Enter your monthly views and an RPM range for your niche to estimate what the channel earns from ads each month and year.
How it works
YouTube pays creators by RPM: revenue per 1,000 views, after YouTube's share. RPM varies enormously by niche, audience country, and season, so this calculator works with a low-high range instead of pretending one number is exact.
Formula: Earnings = Views / 1,000 x RPM.
Typical RPMs: $1-$3 for entertainment and gaming, $3-$8 for lifestyle and education, $8-$20+ for finance, business, and software, where advertisers pay most.
Everything runs in your browser. Your numbers are never sent to a server, and there is no signup or limit. Your last entries are remembered locally so the calculator is ready next time.

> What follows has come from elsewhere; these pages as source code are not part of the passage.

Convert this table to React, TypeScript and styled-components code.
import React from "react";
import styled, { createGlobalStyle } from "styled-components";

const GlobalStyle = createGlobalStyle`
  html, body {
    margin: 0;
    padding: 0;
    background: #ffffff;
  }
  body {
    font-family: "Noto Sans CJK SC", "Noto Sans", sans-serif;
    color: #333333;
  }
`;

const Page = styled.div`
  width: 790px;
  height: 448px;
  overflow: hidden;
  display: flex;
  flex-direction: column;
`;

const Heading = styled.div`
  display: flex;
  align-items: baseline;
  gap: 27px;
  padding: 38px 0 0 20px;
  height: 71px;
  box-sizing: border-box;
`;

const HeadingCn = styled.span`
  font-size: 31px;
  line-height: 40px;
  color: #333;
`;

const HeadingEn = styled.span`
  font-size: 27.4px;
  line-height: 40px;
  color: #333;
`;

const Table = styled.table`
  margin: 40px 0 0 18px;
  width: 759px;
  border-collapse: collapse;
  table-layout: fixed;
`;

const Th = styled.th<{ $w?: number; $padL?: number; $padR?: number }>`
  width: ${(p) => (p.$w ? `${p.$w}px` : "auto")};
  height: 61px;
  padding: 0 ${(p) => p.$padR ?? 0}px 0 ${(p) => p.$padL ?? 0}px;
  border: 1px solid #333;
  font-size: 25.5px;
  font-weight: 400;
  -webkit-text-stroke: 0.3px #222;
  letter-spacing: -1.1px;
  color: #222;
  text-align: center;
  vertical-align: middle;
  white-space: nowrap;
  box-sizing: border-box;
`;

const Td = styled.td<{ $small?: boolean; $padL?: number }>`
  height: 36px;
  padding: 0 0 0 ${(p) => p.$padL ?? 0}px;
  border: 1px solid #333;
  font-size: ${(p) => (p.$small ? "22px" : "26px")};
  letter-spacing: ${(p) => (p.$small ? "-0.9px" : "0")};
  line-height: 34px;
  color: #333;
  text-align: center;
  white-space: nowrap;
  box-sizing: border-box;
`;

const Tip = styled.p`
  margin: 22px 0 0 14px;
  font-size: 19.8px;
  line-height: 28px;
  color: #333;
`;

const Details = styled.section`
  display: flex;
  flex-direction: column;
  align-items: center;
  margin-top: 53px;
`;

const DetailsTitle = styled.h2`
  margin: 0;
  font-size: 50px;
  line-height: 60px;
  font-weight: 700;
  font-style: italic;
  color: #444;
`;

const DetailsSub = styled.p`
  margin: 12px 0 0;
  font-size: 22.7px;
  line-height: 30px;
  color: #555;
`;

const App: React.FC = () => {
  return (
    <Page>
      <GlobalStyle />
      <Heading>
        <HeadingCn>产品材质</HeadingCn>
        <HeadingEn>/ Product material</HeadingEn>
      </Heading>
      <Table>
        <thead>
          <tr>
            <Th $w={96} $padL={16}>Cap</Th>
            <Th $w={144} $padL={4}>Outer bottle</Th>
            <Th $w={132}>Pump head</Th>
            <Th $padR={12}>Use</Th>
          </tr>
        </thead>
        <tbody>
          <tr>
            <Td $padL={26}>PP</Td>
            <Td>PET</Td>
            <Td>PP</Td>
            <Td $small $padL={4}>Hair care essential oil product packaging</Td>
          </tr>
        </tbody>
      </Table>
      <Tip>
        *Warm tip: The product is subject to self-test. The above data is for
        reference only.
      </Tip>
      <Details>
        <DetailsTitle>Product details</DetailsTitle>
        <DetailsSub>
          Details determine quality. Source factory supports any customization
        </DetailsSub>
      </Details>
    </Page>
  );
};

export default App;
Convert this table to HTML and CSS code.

Frequently asked questions
How much money is 100,000 views on YouTube?
At a typical $1.50-$4.50 RPM, roughly $150-$450 in ad revenue. A finance channel with the same views might earn $800-$2,000 because its RPM is far higher. Views alone never determine earnings; the niche and audience do.
What is the difference between RPM and CPM?
CPM is what advertisers pay per 1,000 ad impressions, before YouTube's ~45% cut and before unmonetized views. RPM is what YOU receive per 1,000 total views, the honest creator-side number, which is why this calculator uses it. Your exact RPM is in YouTube Studio under Analytics → Revenue.
What RPM should I assume for my niche?
If your channel is monetized, use your real RPM from YouTube Studio. Otherwise: entertainment, vlogs, and gaming usually sit around $1-$3; education, tech, and lifestyle $3-$8; business, finance, and software $8-$20 or more. US/UK-heavy audiences earn several times more than views from low-CPM countries.
Does this include sponsorships, memberships, or Shorts?
No, it estimates ad revenue on long-form views only. Sponsorships often out-earn ads for mid-size channels, and Shorts pay through a separate (much lower RPM) pool, so treat this as the ad-revenue floor, not total channel income.
Is this YouTube money calculator free?
Yes, free with no signup, running entirely in your browser. It is an estimate for planning, not a promise; only YouTube Studio shows real earnings.